Aux Etats-Unis, dans la grande majorité des restaurants et cafés du quotidien, on trouve un écriteau « The World’s best coffee ». Je ne sais pas si vous avez déjà bu ce jus de chaussettes noiratre servi à volonté (mauvais signe) mais c’est tout sauf « le meilleur café du monde ». Comme disait mamie: « café bouillu, café foutu ».
Poser un superlatif sur un café dégueulasse n’est pas tout à fait la même chose que donner un titre racoleur à un article (quoique). Pourtant dans une époque où la majorité des lecteurs ont accès à la presse et aux médias via les réseaux sociaux, le titre (comme la photo) d’un article est souvent le seul hameçon à disposition des journalistes pour espérer attirer (ou racoler) les éventuels lecteurs.
Traditionnellement, dans la presse écrite (et papier), c’est rarement l’auteur d’un article qui choisit le titre et en soi c’est plutôt une bonne chose puisque c’est un regard extérieur à celui qui a conçu le papier qui va venir poser la touche finale et le « vendre ». Parce que OUI donner un titre à un article c’est le vendre. La presse a été complètement phagocytée par le marketing depuis l’avènement du tout numérique et quand on se lance comme rédacteur ou journaliste il faut jouer selon les règles.
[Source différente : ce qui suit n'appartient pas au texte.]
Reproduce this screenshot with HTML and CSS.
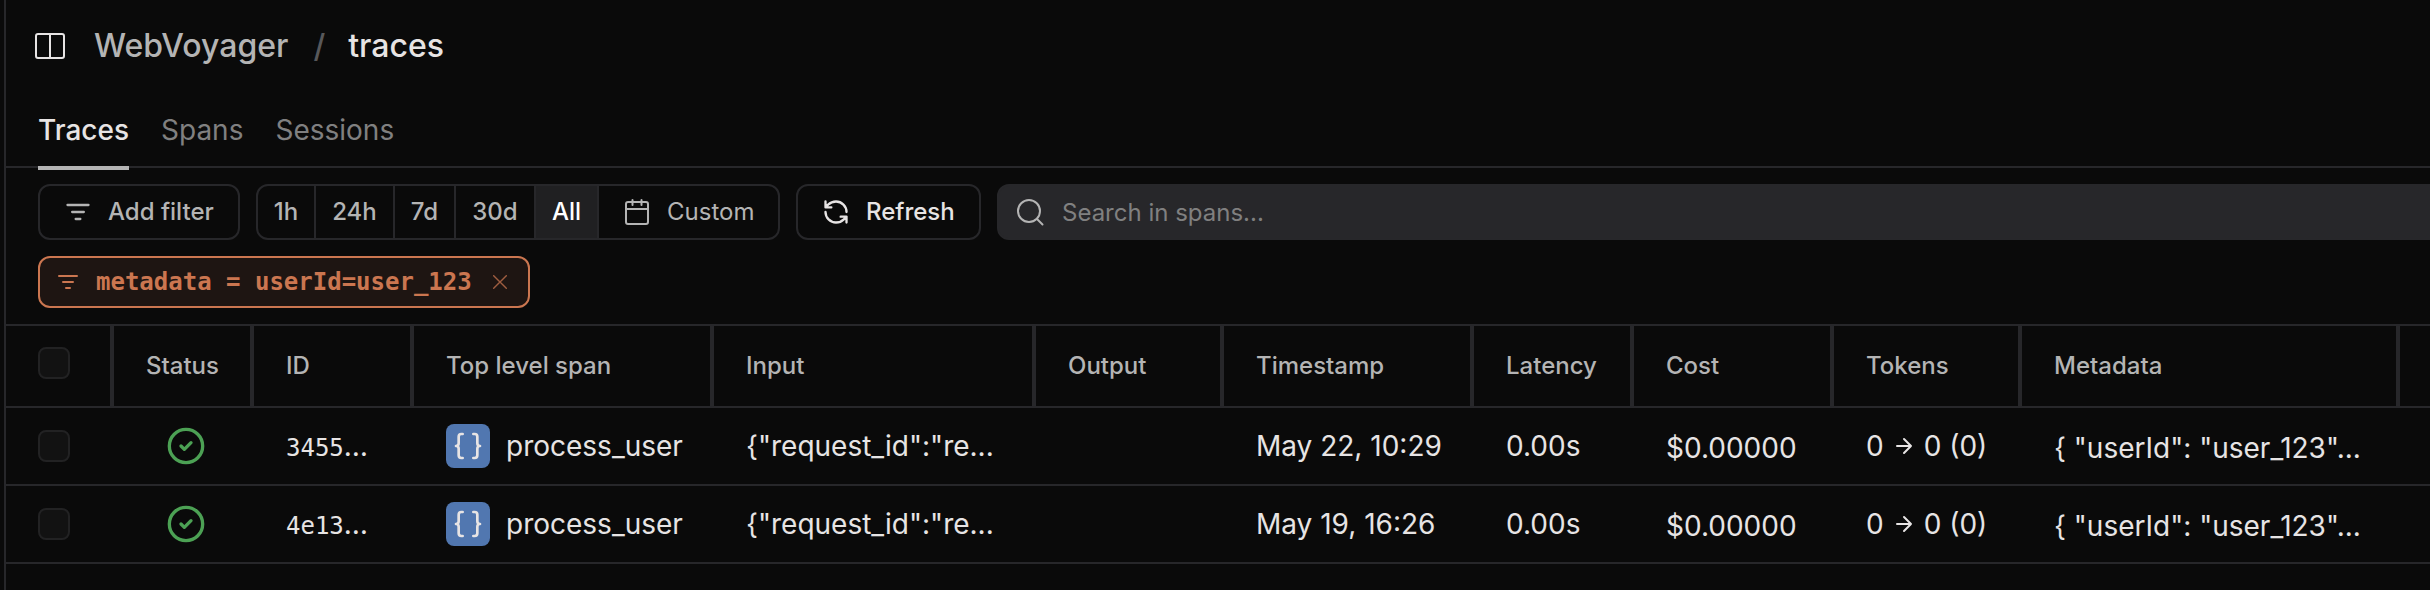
FILE: index.html
```html
<!DOCTYPE html>
<html lang="en">
<head>
<meta charset="utf-8">
<title>Traces</title>
<link rel="stylesheet" href="styles.css">
</head>
<body>
<svg class="sprite" width="0" height="0">
  <symbol id="filter" viewBox="0 0 24 24"><path d="M3 6h18M7 12h10M10 18h4"/></symbol>
  <symbol id="check" viewBox="0 0 24 24"><circle cx="12" cy="12" r="10"/><path d="m9 12 2 2 4-4"/></symbol>
  <symbol id="braces" viewBox="0 0 24 24"><path d="M8 3H7a2 2 0 0 0-2 2v5a2 2 0 0 1-2 2 2 2 0 0 1 2 2v5c0 1.100.9 2 2 2h1M16 21h1a2 2 0 0 0 2-2v-5c0-1.100.9-2 2-2a2 2 0 0 1-2-2V5a2 2 0 0 0-2-2h-1"/></symbol>
  <symbol id="arrow" viewBox="0 0 24 24"><path d="M5 12h14M12 5l7 7-7 7"/></symbol>
</svg>
<main class="page">
  <header class="crumbs">
    <svg class="icon panel" viewBox="0 0 30 26"><rect x="1" y="1" width="28" height="24" rx="2"/><path d="M15 1v24"/></svg>
    <span class="project">WebVoyager</span>
    <span class="slash">/</span>
    <span class="current">traces</span>
  </header>
  <nav class="tabs">
    <a class="tab active">Traces</a>
    <a class="tab">Spans</a>
    <a class="tab">Sessions</a>
  </nav>
  <div class="toolbar">
    <button class="btn add"><svg class="icon i28"><use href="#filter"/></svg><span class="label">Add filter</span></button>
    <div class="range">
      <span class="seg s1"><span class="label">1h</span></span>
      <span class="seg s2"><span class="label">24h</span></span>
      <span class="seg s3"><span class="label">7d</span></span>
      <span class="seg s4"><span class="label">30d</span></span>
      <span class="seg s5 on"><span class="label">All</span></span>
      <span class="seg custom"><svg class="icon cal" viewBox="0 0 24 26"><rect x="1" y="3" width="22" height="22" rx="2"/><path d="M1 10h22M7.500 1v5M16.500 1v5"/></svg><span class="label">Custom</span></span>
    </div>
    <button class="btn refresh"><svg class="icon i28" viewBox="0 0 24 24"><path d="M21 12a9 9 0 0 0-9-9 9.750 9.750 0 0 0-6.740 2.740L3 8M3 3v5h5M3 12a9 9 0 0 0 9 9 9.750 9.750 0 0 0 6.740-2.740L21 16M16 16h5v5"/></svg><span class="label">Refresh</span></button>
    <div class="search"><svg class="icon lens" viewBox="0 0 28 28"><circle cx="13" cy="13" r="11"/><path d="m21 21 5.500 5.500"/></svg><span class="hint">Search in spans...</span></div>
  </div>
  <div class="filters">
    <div class="chip"><svg class="icon i24"><use href="#filter"/></svg><span>metadata = userId=user_123</span><svg class="icon close" viewBox="0 0 14 14"><path d="M.7.7l12.600 12.600M13.300.7.7 13.300"/></svg></div>
  </div>
  <section class="table">
    <div class="row head">
      <div class="cell"><i class="box"></i></div>
      <div class="cell"><span class="label">Status</span></div>
      <div class="cell"><span class="label">ID</span></div>
      <div class="cell"><span class="label">Top level span</span></div>
      <div class="cell"><span class="label">Input</span></div>
      <div class="cell"><span class="label">Output</span></div>
      <div class="cell"><span class="label">Timestamp</span></div>
      <div class="cell"><span class="label">Latency</span></div>
      <div class="cell"><span class="label">Cost</span></div>
      <div class="cell"><span class="label">Tokens</span></div>
      <div class="cell"><span class="label">Metadata</span></div>
    </div>
    <div class="row">
      <div class="cell"><i class="box"></i></div>
      <div class="cell status"><svg class="icon ok"><use href="#check"/></svg></div>
      <div class="cell"><span><span class="id">3455</span>…</span></div>
      <div class="cell"><b class="kind"><svg class="icon"><use href="#braces"/></svg></b>process_user</div>
      <div class="cell">{"request_id":"re...</div>
      <div class="cell"></div>
      <div class="cell">May 22, 10:29</div>
      <div class="cell">0.00s</div>
      <div class="cell low">$0.00000</div>
      <div class="cell tokens">0<svg class="icon"><use href="#arrow"/></svg>0 (0)</div>
      <div class="cell low">{ "userId": "user_123"...</div>
    </div>
    <div class="row">
      <div class="cell"><i class="box"></i></div>
      <div class="cell status"><svg class="icon ok"><use href="#check"/></svg></div>
      <div class="cell"><span><span class="id">4e13</span>…</span></div>
      <div class="cell"><b class="kind"><svg class="icon"><use href="#braces"/></svg></b>process_user</div>
      <div class="cell">{"request_id":"re...</div>
      <div class="cell"></div>
      <div class="cell">May 19, 16:26</div>
      <div class="cell">0.00s</div>
      <div class="cell low">$0.00000</div>
      <div class="cell tokens">0<svg class="icon"><use href="#arrow"/></svg>0 (0)</div>
      <div class="cell low">{ "userId": "user_123"...</div>
    </div>
  </section>
</main>
</body>
</html>
```
FILE: styles.css
```css
* { box-sizing: border-box; }
body { margin: 0; background: #0a0a0a; color: #e7e4e4; font-family: Inter, sans-serif; font-size: 28px; }
.sprite { position: absolute; }
.page { margin-left: 4px; height: 590px; border-left: 2px solid #27272a; overflow: hidden; white-space: nowrap; }
.icon { fill: none; stroke: currentColor; stroke-width: 2; stroke-linecap: round; stroke-linejoin: round; flex: none; }
.label { padding-bottom: 1px; }
.crumbs { height: 92px; display: flex; align-items: center; padding-left: 29px; font-size: 32px; font-weight: 500; }
.crumbs span { padding-bottom: 1px; }
.panel { width: 30px; height: 26px; }
.project { color: #b4b4b4; margin-left: 29px; }
.slash { color: #58585a; margin-left: 25px; }
.current { margin-left: 23px; }
.tabs { height: 76px; display: flex; gap: 32px; padding-left: 32px; border-bottom: 2px solid #27272a; }
.tab { height: 78px; padding-top: 21px; line-height: 34px; color: #808080; }
.tab.active { color: #e7e4e4; font-weight: 500; border-bottom: 4px solid #b4b4b4; }
.toolbar { display: flex; gap: 16px; padding: 16px 0 0 32px; font-size: 24px; }
.btn, .range, .search { height: 56px; border: 2px solid #27272a; border-radius: 12px; display: flex; align-items: center; flex: none; }
.btn { background: transparent; font: 500 24px Inter, sans-serif; color: #b4b4b4; padding: 0; }
.i28 { width: 28px; height: 28px; }
.i24 { width: 24px; height: 24px; }
.add { width: 202px; padding-left: 24px; gap: 16px; }
.range { width: 524px; color: #b4b4b4; overflow: hidden; }
.seg { height: 52px; display: flex; align-items: center; justify-content: center; border-right: 2px solid #27272a; font-weight: 500; }
.s1 { width: 58px; }
.s2 { width: 79px; }
.s3 { width: 61px; }
.s4 { width: 80px; }
.s5 { width: 63px; }
.on { background: #202022; color: #fff; }
.custom { border-right: 0; padding-left: 26px; gap: 18px; font-weight: 400; justify-content: flex-start; }
.cal { width: 24px; height: 26px; }
.refresh { width: 185px; padding-left: 24px; gap: 16px; color: #e7e4e4; }
.search { width: 1600px; background: #27272a; color: #808080; padding-left: 17px; gap: 18px; }
.hint { padding-top: 1px; }
.lens { width: 28px; height: 28px; color: #b4b4b4; }
.filters { padding: 16px 0 16px 32px; }
.chip { width: 492px; height: 52px; border: 2px solid #cb7650; border-radius: 12px; background: #1e1512; color: #cb7650; display: flex; align-items: center; padding-left: 16px; font: bold 24px "DejaVu Sans Mono", monospace; }
.chip span { margin-left: 16px; }
.close { width: 14px; height: 14px; margin-left: 21px; stroke-width: 1.4; opacity: .75; }
.table { border-top: 2px solid #27272a; }
.row { display: grid; grid-template-columns: 108px 140px 160px 300px 322px 188px 250px 160px 200px 188px 378px; height: 78px; border-bottom: 2px solid #27272a; }
.cell { padding: 0 0 0 32px; display: flex; align-items: center; min-width: 0; }
.head { height: 82px; font-size: 24px; font-weight: 500; color: #b4b4b4; }
.head .cell { border-right: 4px solid #27272a; }
.box { width: 32px; height: 32px; border: 2px solid #222223; border-radius: 8px; background: #121212; }
.head .box { margin-bottom: 6px; }
.status { padding-left: 52px; }
.ok { width: 40px; height: 40px; color: #4ca154; overflow: visible; }
.id { font: 24px "DejaVu Sans Mono", monospace; }
.kind { width: 44px; height: 44px; margin-right: 16px; border-radius: 8px; background: #5177b0; display: flex; align-items: center; justify-content: center; }
.kind .icon { width: 32px; height: 32px; }
.low { padding-top: 4px; }
.tokens .icon { width: 24px; height: 24px; margin: 0 8px; }
```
Le souci c’est que tomber dans la facilité est extrêmement tentant. C’est ce fameux terme « titre putaclic » lancé comme un crachat par les internautes aux journalistes, généralement suivi par le point Godwin de la presse musicale en ligne (« ça y est les gars font du Vice »). Il est extrêmement difficile (a fortiori quand on n’est pas ou très mal payé) de voir le fruit de son travail journalistique passer complètement inaperçu, en particulier quand on effectue un travail de défrichage, censé soutenir un artiste en développement. C’est cette noble cause en laquelle personnellement je crois et qui me pousse à passer des heures à chercher des nouveaux groupes, écouter les sons qu’on m’envoie et essayer de les faire découvrir au plus grand nombre. En cinq ans de blogging, journalisme plus ou moins amateur et prises de becs diverses, je peux quand même m’enorgueillir d’avoir permis à plusieurs groupes de trouver un label. Et d’avoir reçu une photo dédicacée du doubleur français d’Eddie Murphy (mais ça c’est une autre histoire).
Pour se prémunir d’un bide en ligne, il n’y a pas grande chose de plus efficace que de balancer un titre racoleur. C’est moche mais si on doit retenir deux recettes dans le lancement d’un papier web (qui évoque autre chose que la mort de Prince ou Kim Kardashian) c’est que
- Il faut cliver pour mieux régner.
- Les superlatifs ça marche (même si ton café est dégueulasse)
Mais ça ne va qu’un temps bien sûr. Ecrire quatre lignes pour dire que tel artiste vous donne envie de vomir du sang par les yeux ou pire de voter Macron ne va pas rendre notre monde meilleur. Ca va simplement faire grimper votre « reach » et descendre votre foi en l’humanité. Lancer un papier sur un groupe inconnu en le vantant comme la rencontre de « Mozart, Miles Davis, Roni Size et Jimi Hendrix » ou « le seul bon album de 2018 » est aussi une méthode sale et pas toujours payante. Et là vous risquez de vous retrouver dans la situation du gars qui crie »tout le monde à poil » et qui est le seul à se déshabiller.
C’est là qu’ « hijacker » le système peut être très drôle. Quand en 2017, j’ai lancé un papier sur le disque d’une illustre inconnue (sorti en K7) en le titrant « Une canadienne à moitié aveugle a sorti le meilleur disque de l’été » (une pierre deux coups t’as vu) je ne m’attendais pas vraiment à faire une des meilleures audiences du site à cette période là. Et pourtant, appâtés par mon titre putaclic (assumé), une ribambelle de toqué.e.s du web se sont précipités sur mon post Facebook et se sont insurgés contre cette fameuse discrimination anti malvoyant à laquelle je venais de m’adonner. Et tant pis au fond si Earth Girl Helen Brown n’est pas aveugle et qu’elle a simplement inventé tout ça. Parce que pour le savoir, il aurait fallu lire l’article et ça c’est visiblement au dessus des forces de pas mal de gens. Rappelons nous au passage que lecteurs et consommateurs de la presse ont aussi une responsabilité dans l’évolution de son fond et de sa forme.
Que faire alors? Cultiver l’entresoi et écrire des papiers pour ses 5 potes? Blâmer les algorithmes et l’idiocratie qui est devenue la nôtre? Ou faire au coup par coup en se rappelant qu’on écrit sur la musique et qu’il vaut mieux trouver un peu de plaisir et d’amusement à troller le système ? Parce qu’au fond qu’y a -t-il de mal à poser un écriteau qui vante son café quand on le prépare correctement?